Managing the people associated with your events planning and delivery is paramount.
It’s a great idea to establish a committee to help plan and stage your event. Not only will the committee play a vital role in ensuring
you reach your event goals and achieve a successful outcome, it’s also a good way to cover all bases, share the workload and allocate key responsibilities.
There are several important areas of event management that can be allocated to key members of your committee:
- communications/issue management/media
- marketing and promotion
- entertainment and programming
- permits and applications
- development and management of the site
- contractor management
- traffic management
- operations - stall holders/amenities
- insurance/risk management/occupational health & safety
- emergency management
A good tip is to find your most detailed team member and make them your record keeper.

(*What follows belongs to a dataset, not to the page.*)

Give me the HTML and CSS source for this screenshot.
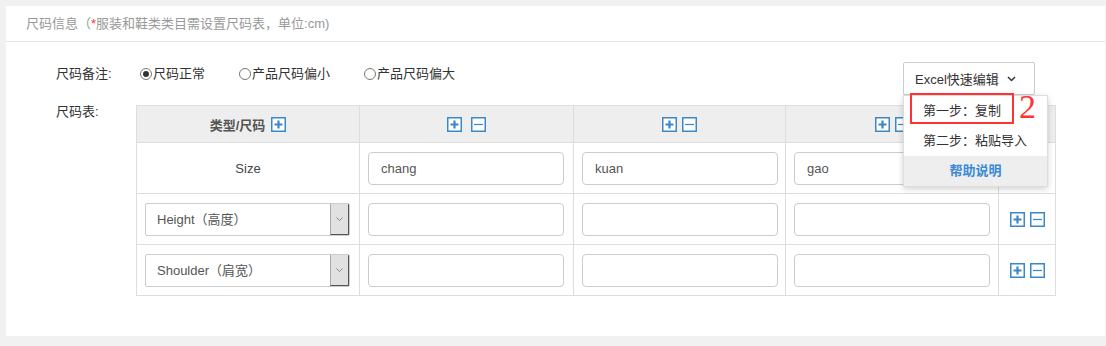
FILE: index.html
```html
<!DOCTYPE html>
<html lang="zh-CN">
<head>
  <meta charset="UTF-8">
  <title>尺码信息</title>
  <link rel="stylesheet" href="styles.css">
</head>
<body>

<div class="panel">
  <div class="panel-head">尺码信息（<span class="req">*</span>服装和鞋类类目需设置尺码表，单位:cm)</div>

  <div class="panel-body">
    <div class="note-row">
      <div class="label">尺码备注:</div>
      <div class="radios">
        <label class="radio"><span class="dot checked"></span>尺码正常</label>
        <label class="radio"><span class="dot"></span>产品尺码偏小</label>
        <label class="radio"><span class="dot"></span>产品尺码偏大</label>
      </div>

      <div class="dropdown">
        <div class="dd-btn">Excel快速编辑
          <svg class="caret" width="9" height="6" viewBox="0 0 9 6"><path d="M1 1l3.5 3.5L8 1" fill="none" stroke="#333" stroke-width="1.5"/></svg>
        </div>
        <div class="dd-menu">
          <div class="dd-item">第一步：复制</div>
          <div class="dd-item">第二步：粘贴导入</div>
          <div class="dd-item help">帮助说明</div>
          <div class="mark"></div>
          <div class="mark-num">2</div>
        </div>
      </div>
    </div>

    <div class="table-row">
      <div class="label short">尺码表:</div>
      <table class="size-table">
        <colgroup>
          <col style="width:223px"><col style="width:214px"><col style="width:212px"><col style="width:213px"><col style="width:57px">
        </colgroup>
        <tr class="head">
          <th><span class="th-text">类型/尺码</span><span class="icons"><svg class="ico" viewBox="0 0 15 15"><rect x="0.75" y="0.75" width="13.5" height="13.5"/><path class="plus" d="M3.5 7.5h8M7.5 3.5v8"/></svg></span></th>
          <th><span class="icons wide"><svg class="ico" viewBox="0 0 15 15"><rect x="0.75" y="0.75" width="13.5" height="13.5"/><path class="plus" d="M3.5 7.5h8M7.5 3.5v8"/></svg><svg class="ico" viewBox="0 0 15 15"><rect x="0.75" y="0.75" width="13.5" height="13.5"/><path class="minus" d="M3 7.5h9"/></svg></span></th>
          <th><span class="icons"><svg class="ico" viewBox="0 0 15 15"><rect x="0.75" y="0.75" width="13.5" height="13.5"/><path class="plus" d="M3.5 7.5h8M7.5 3.5v8"/></svg><svg class="ico" viewBox="0 0 15 15"><rect x="0.75" y="0.75" width="13.5" height="13.5"/><path class="minus" d="M3 7.5h9"/></svg></span></th>
          <th><span class="icons"><svg class="ico" viewBox="0 0 15 15"><rect x="0.75" y="0.75" width="13.5" height="13.5"/><path class="plus" d="M3.5 7.5h8M7.5 3.5v8"/></svg><svg class="ico" viewBox="0 0 15 15"><rect x="0.75" y="0.75" width="13.5" height="13.5"/><path class="minus" d="M3 7.5h9"/></svg></span></th>
          <th></th>
        </tr>
        <tr>
          <td class="name">Size</td>
          <td><input class="field" value="chang"></td>
          <td><input class="field" value="kuan"></td>
          <td><input class="field" value="gao"></td>
          <td></td>
        </tr>
        <tr>
          <td><div class="select"><span class="sel-text">Height（高度）</span><span class="sel-btn"><svg width="7" height="4" viewBox="0 0 7 4"><path d="M0.5 0.5l3 3 3-3" fill="none" stroke="#888" stroke-width="1"/></svg></span></div></td>
          <td><input class="field"></td>
          <td><input class="field"></td>
          <td><input class="field"></td>
          <td><span class="icons"><svg class="ico" viewBox="0 0 15 15"><rect x="0.75" y="0.75" width="13.5" height="13.5"/><path class="plus" d="M3.5 7.5h8M7.5 3.5v8"/></svg><svg class="ico" viewBox="0 0 15 15"><rect x="0.75" y="0.75" width="13.5" height="13.5"/><path class="minus" d="M3 7.5h9"/></svg></span></td>
        </tr>
        <tr>
          <td><div class="select"><span class="sel-text">Shoulder（肩宽）</span><span class="sel-btn"><svg width="7" height="4" viewBox="0 0 7 4"><path d="M0.5 0.5l3 3 3-3" fill="none" stroke="#888" stroke-width="1"/></svg></span></div></td>
          <td><input class="field"></td>
          <td><input class="field"></td>
          <td><input class="field"></td>
          <td><span class="icons"><svg class="ico" viewBox="0 0 15 15"><rect x="0.75" y="0.75" width="13.5" height="13.5"/><path class="plus" d="M3.5 7.5h8M7.5 3.5v8"/></svg><svg class="ico" viewBox="0 0 15 15"><rect x="0.75" y="0.75" width="13.5" height="13.5"/><path class="minus" d="M3 7.5h9"/></svg></span></td>
        </tr>
      </table>
    </div>
  </div>
</div>

</body>
</html>
```

FILE: styles.css
```css
body {
  margin: 0;
  background: #f1f1f1;
  font-family: "Liberation Sans", "Noto Sans CJK SC", sans-serif;
  font-size: 13px;
  color: #333;
}
.panel {
  margin: 6px 1px 0 6px;
  height: 330px;
  background: #fff;
}
.panel-head {
  height: 35px;
  line-height: 35px;
  padding-left: 20px;
  border-bottom: 1px solid #e5e5e5;
  color: #999;
}
.req {
  color: #f33;
}
.panel-body {
  padding: 20px 0 0 50px;
}
.note-row {
  display: flex;
  align-items: flex-start;
}
.label {
  width: 84px;
  line-height: 24px;
  flex: none;
}
.label.short {
  width: 80px;
  line-height: 14px;
}
.radios {
  display: flex;
  line-height: 24px;
}
.radio {
  display: flex;
  align-items: center;
  margin-right: 34px;
}
.dot {
  width: 10px;
  height: 10px;
  border: 1px solid #777;
  border-radius: 50%;
  margin-right: 1px;
  position: relative;
}
.dot.checked::after {
  content: "";
  position: absolute;
  left: 2px;
  top: 2px;
  width: 6px;
  height: 6px;
  border-radius: 50%;
  background: #333;
}
.dropdown {
  margin-left: auto;
  margin-right: 70px;
  position: relative;
}
.dd-btn {
  width: 132px;
  height: 33px;
  box-sizing: border-box;
  border: 1px solid #ccc;
  border-radius: 2px;
  display: flex;
  align-items: center;
  padding-left: 11px;
  color: #333;
}
.caret {
  margin-left: 8px;
}
.dd-menu {
  position: absolute;
  top: 33px;
  left: 0;
  width: 145px;
  background: #fff;
  border: 1px solid #ddd;
  box-sizing: border-box;
  box-shadow: 0 2px 6px rgba(0, 0, 0, 0.18);
  z-index: 5;
}
.dd-item {
  height: 30px;
  line-height: 30px;
  padding-left: 19px;
  color: #333;
}
.dd-item.help {
  padding-left: 0;
  text-align: center;
  background: #eee;
  color: #3a8ad6;
  font-weight: bold;
}
.mark {
  position: absolute;
  left: 6px;
  top: -3px;
  width: 104px;
  height: 31px;
  box-sizing: border-box;
  border: 2px solid #f33;
}
.mark-num {
  position: absolute;
  left: 115px;
  top: -6px;
  font-family: "Liberation Serif", serif;
  font-size: 34px;
  line-height: 34px;
  color: #f33;
}
.table-row {
  display: flex;
  margin-top: 10px;
}
.size-table {
  flex: none;
  width: 920px;
  table-layout: fixed;
  border-collapse: collapse;
}
.size-table th,
.size-table td {
  border: 1px solid #ddd;
  padding: 0;
  text-align: center;
  vertical-align: middle;
}
.size-table th {
  height: 36px;
  background: #eee;
  color: #555;
  font-weight: bold;
}
.size-table td {
  height: 50px;
}
.th-text {
  vertical-align: middle;
}
.icons {
  display: inline-flex;
  gap: 5px;
  vertical-align: middle;
}
.th-text + .icons {
  margin-left: 6px;
}
.icons.wide {
  gap: 9px;
}
.ico {
  width: 15px;
  height: 15px;
  display: block;
}
.ico rect {
  fill: #fff;
  stroke: #3b88c8;
  stroke-width: 1.5;
}
.ico .plus {
  stroke: #3b88c8;
  stroke-width: 2.2;
}
.ico .minus {
  stroke: #3b88c8;
  stroke-width: 1.2;
}
.name {
  color: #444;
}
.field {
  display: block;
  width: 196px;
  height: 33px;
  box-sizing: border-box;
  margin-left: 8px;
  border: 1px solid #ccc;
  border-radius: 4px;
  padding: 0 12px;
  font-family: "Liberation Sans", "Noto Sans CJK SC", sans-serif;
  font-size: 13px;
  color: #555;
  outline: none;
}
.select {
  display: flex;
  width: 205px;
  height: 33px;
  box-sizing: border-box;
  margin-left: 8px;
  border: 1px solid #ccc;
  border-radius: 2px;
  text-align: left;
  overflow: hidden;
}
.sel-text {
  flex: 1;
  line-height: 31px;
  padding-left: 11px;
  color: #555;
}
.sel-btn {
  width: 17px;
  background: #e1e1e1;
  border-left: 1px solid #aaa;
  border-right: 1px solid #555;
  border-bottom: 1px solid #555;
  display: flex;
  align-items: center;
  justify-content: center;
}
```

Organising an event not only requires planning, it also needs organised administration managing the paper trail. It’s important to make sure that paperwork relating to the staging of your event is well managed in the interests of accountability and transparency. (It will also make it easier for you to evaluate the event and plan for the next one).
A key stakeholder is anyone who has a stake in your event. This could include your committee, sponsors, beneficiaries and trader representatives.
There are many ways you can keep your key stakeholders informed and involved in the planning and staging of the event:
- meetings - use agendas and minutes
- social media
Your key stakeholders should be given the opportunity to be involved in decisions during the planning and delivery stages of your event, and also the chance to provide feedback on their event experience - good or bad.
Event Coordination Centre
Depending on the nature of your event, a coordination or control centre may be required. This centre is the operations and decision making point for your organising team, staff and contractors involved in the event.
This is where information can be gained, problems solved and key documents and plans kept.
Public Information Centre
Regardless of the size of event, you need to be able to communicate to the public and participants at all times. This could be via a loud hailer or megaphone, a public address system or via the speakers on the stage. It is necessary to be able to address the crowd in the event of an emergency and give instructions.
Public information centres add value to your participant and spectator event experience. You could also use this place as a point for lost property and children.